--- START OF RECORDED DATA ---

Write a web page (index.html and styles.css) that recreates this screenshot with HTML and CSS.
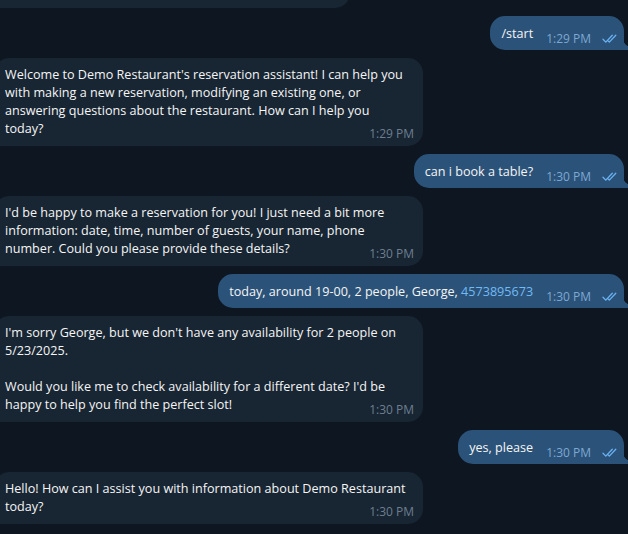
FILE: index.html
```html
<!DOCTYPE html>
<html lang="en">
<head>
<meta charset="utf-8">
<title>Demo Restaurant chat</title>
<link rel="stylesheet" href="styles.css">
</head>
<body>
<div class="chat">
  <div class="msg in partial"><p class="text"><span class="time">1:29 PM</span></p></div>

  <div class="msg out">
    <span class="text">/start</span>
    <span class="meta"><span class="time">1:29 PM</span><svg class="check" viewBox="0 0 16 10"><path d="M1 5.3 L3.8 8.1 L10.3 1.2 M6.3 7.1 L7.3 8.1 L13.8 1.2"/></svg></span>
  </div>

  <div class="msg in"><p class="text">Welcome to Demo Restaurant's reservation assistant! I can help you<br>with making a new reservation, modifying an existing one, or<br>answering questions about the restaurant. How can I help you<br>today?<span class="time">1:29 PM</span></p></div>

  <div class="msg out">
    <span class="text">can i book a table?</span>
    <span class="meta"><span class="time">1:30 PM</span><svg class="check" viewBox="0 0 16 10"><path d="M1 5.3 L3.8 8.1 L10.3 1.2 M6.3 7.1 L7.3 8.1 L13.8 1.2"/></svg></span>
  </div>

  <div class="msg in"><p class="text">I'd be happy to make a reservation for you! I just need a bit more<br>information: date, time, number of guests, your name, phone<br>number. Could you please provide these details?<span class="time">1:30 PM</span></p></div>

  <div class="msg out">
    <span class="text">today, around 19-00, 2 people, George, <span class="link">4573895673</span></span>
    <span class="meta"><span class="time">1:30 PM</span><svg class="check" viewBox="0 0 16 10"><path d="M1 5.3 L3.8 8.1 L10.3 1.2 M6.3 7.1 L7.3 8.1 L13.8 1.2"/></svg></span>
  </div>

  <div class="msg in"><p class="text">I'm sorry George, but we don't have any availability for 2 people on<br>5/23/2025.<br><br>Would you like me to check availability for a different date? I'd be<br>happy to help you find the perfect slot!<span class="time">1:30 PM</span></p></div>

  <div class="msg out">
    <span class="text">yes, please</span>
    <span class="meta"><span class="time">1:30 PM</span><svg class="check" viewBox="0 0 16 10"><path d="M1 5.3 L3.8 8.1 L10.3 1.2 M6.3 7.1 L7.3 8.1 L13.8 1.2"/></svg></span>
  </div>

  <div class="msg in"><p class="text">Hello! How can I assist you with information about Demo Restaurant<br>today?<span class="time">1:30 PM</span></p></div>
</div>
</body>
</html>
```
FILE: styles.css
```css
html, body {
  margin: 0;
  height: 100%;
  overflow: hidden;
  background: #0e1621;
}

body {
  font-family: "Open Sans", "Noto Sans", sans-serif;
  font-size: 12.6px;
  color: #f5f5f5;
}

.chat {
  display: flex;
  flex-direction: column;
  gap: 8px;
}

.msg {
  position: relative;
  border-radius: 15px;
  box-sizing: border-box;
}

.in {
  align-self: flex-start;
  margin-left: -6px;
  width: 429px;
  background: #182533;
  padding: 8px 9px 5px 11px;
  border-bottom-left-radius: 0;
}

.in .text {
  margin: 0;
  line-height: 18px;
  white-space: nowrap;
}

.in .time {
  float: right;
  margin: 7px 0 0 12px;
  font-size: 12px;
  line-height: 14px;
  color: #6d7f8f;
}

.partial {
  width: 356px;
  margin-top: -26px;
}

.out {
  align-self: flex-end;
  margin-right: 4px;
  display: flex;
  align-items: flex-end;
  background: #2b5278;
  padding: 9px 6px 4px 11px;
  border-bottom-right-radius: 0;
}

.out::after {
  content: "";
  position: absolute;
  right: -6px;
  bottom: 0;
  width: 6px;
  height: 10px;
  background: radial-gradient(circle at 100% 0, transparent 6px, #2b5278 6.6px);
}

.out .text {
  line-height: 18px;
  padding-bottom: 3px;
  white-space: nowrap;
}

.out .meta {
  display: flex;
  align-items: center;
  gap: 11px;
  margin-left: 13px;
}

.out .time {
  font-size: 12px;
  line-height: 14px;
  color: #7da8d3;
}

.link {
  color: #71baf5;
}

.check {
  width: 16px;
  height: 10px;
  fill: none;
  stroke: #6ab2f2;
  stroke-width: 1.3;
  stroke-linecap: round;
  stroke-linejoin: round;
}
```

--- END OF RECORDED DATA ---

STATED EXERCISE:
Output a faithful copy of the data, with each picture left out.

WRITTEN REPLY:
Write a web page (index.html and styles.css) that recreates this screenshot with HTML and CSS.
FILE: index.html
```html
<!DOCTYPE html>
<html lang="en">
<head>
<meta charset="utf-8">
<title>Demo Restaurant chat</title>
<link rel="stylesheet" href="styles.css">
</head>
<body>
<div class="chat">
  <div class="msg in partial"><p class="text"><span class="time">1:29 PM</span></p></div>

  <div class="msg out">
    <span class="text">/start</span>
    <span class="meta"><span class="time">1:29 PM</span><svg class="check" viewBox="0 0 16 10"><path d="M1 5.3 L3.8 8.1 L10.3 1.2 M6.3 7.1 L7.3 8.1 L13.8 1.2"/></svg></span>
  </div>

  <div class="msg in"><p class="text">Welcome to Demo Restaurant's reservation assistant! I can help you<br>with making a new reservation, modifying an existing one, or<br>answering questions about the restaurant. How can I help you<br>today?<span class="time">1:29 PM</span></p></div>

  <div class="msg out">
    <span class="text">can i book a table?</span>
    <span class="meta"><span class="time">1:30 PM</span><svg class="check" viewBox="0 0 16 10"><path d="M1 5.3 L3.8 8.1 L10.3 1.2 M6.3 7.1 L7.3 8.1 L13.8 1.2"/></svg></span>
  </div>

  <div class="msg in"><p class="text">I'd be happy to make a reservation for you! I just need a bit more<br>information: date, time, number of guests, your name, phone<br>number. Could you please provide these details?<span class="time">1:30 PM</span></p></div>

  <div class="msg out">
    <span class="text">today, around 19-00, 2 people, George, <span class="link">4573895673</span></span>
    <span class="meta"><span class="time">1:30 PM</span><svg class="check" viewBox="0 0 16 10"><path d="M1 5.3 L3.8 8.1 L10.3 1.2 M6.3 7.1 L7.3 8.1 L13.8 1.2"/></svg></span>
  </div>

  <div class="msg in"><p class="text">I'm sorry George, but we don't have any availability for 2 people on<br>5/23/2025.<br><br>Would you like me to check availability for a different date? I'd be<br>happy to help you find the perfect slot!<span class="time">1:30 PM</span></p></div>

  <div class="msg out">
    <span class="text">yes, please</span>
    <span class="meta"><span class="time">1:30 PM</span><svg class="check" viewBox="0 0 16 10"><path d="M1 5.3 L3.8 8.1 L10.3 1.2 M6.3 7.1 L7.3 8.1 L13.8 1.2"/></svg></span>
  </div>

  <div class="msg in"><p class="text">Hello! How can I assist you with information about Demo Restaurant<br>today?<span class="time">1:30 PM</span></p></div>
</div>
</body>
</html>
```
FILE: styles.css
```css
html, body {
  margin: 0;
  height: 100%;
  overflow: hidden;
  background: #0e1621;
}

body {
  font-family: "Open Sans", "Noto Sans", sans-serif;
  font-size: 12.6px;
  color: #f5f5f5;
}

.chat {
  display: flex;
  flex-direction: column;
  gap: 8px;
}

.msg {
  position: relative;
  border-radius: 15px;
  box-sizing: border-box;
}

.in {
  align-self: flex-start;
  margin-left: -6px;
  width: 429px;
  background: #182533;
  padding: 8px 9px 5px 11px;
  border-bottom-left-radius: 0;
}

.in .text {
  margin: 0;
  line-height: 18px;
  white-space: nowrap;
}

.in .time {
  float: right;
  margin: 7px 0 0 12px;
  font-size: 12px;
  line-height: 14px;
  color: #6d7f8f;
}

.partial {
  width: 356px;
  margin-top: -26px;
}

.out {
  align-self: flex-end;
  margin-right: 4px;
  display: flex;
  align-items: flex-end;
  background: #2b5278;
  padding: 9px 6px 4px 11px;
  border-bottom-right-radius: 0;
}

.out::after {
  content: "";
  position: absolute;
  right: -6px;
  bottom: 0;
  width: 6px;
  height: 10px;
  background: radial-gradient(circle at 100% 0, transparent 6px, #2b5278 6.6px);
}

.out .text {
  line-height: 18px;
  padding-bottom: 3px;
  white-space: nowrap;
}

.out .meta {
  display: flex;
  align-items: center;
  gap: 11px;
  margin-left: 13px;
}

.out .time {
  font-size: 12px;
  line-height: 14px;
  color: #7da8d3;
}

.link {
  color: #71baf5;
}

.check {
  width: 16px;
  height: 10px;
  fill: none;
  stroke: #6ab2f2;
  stroke-width: 1.3;
  stroke-linecap: round;
  stroke-linejoin: round;
}
```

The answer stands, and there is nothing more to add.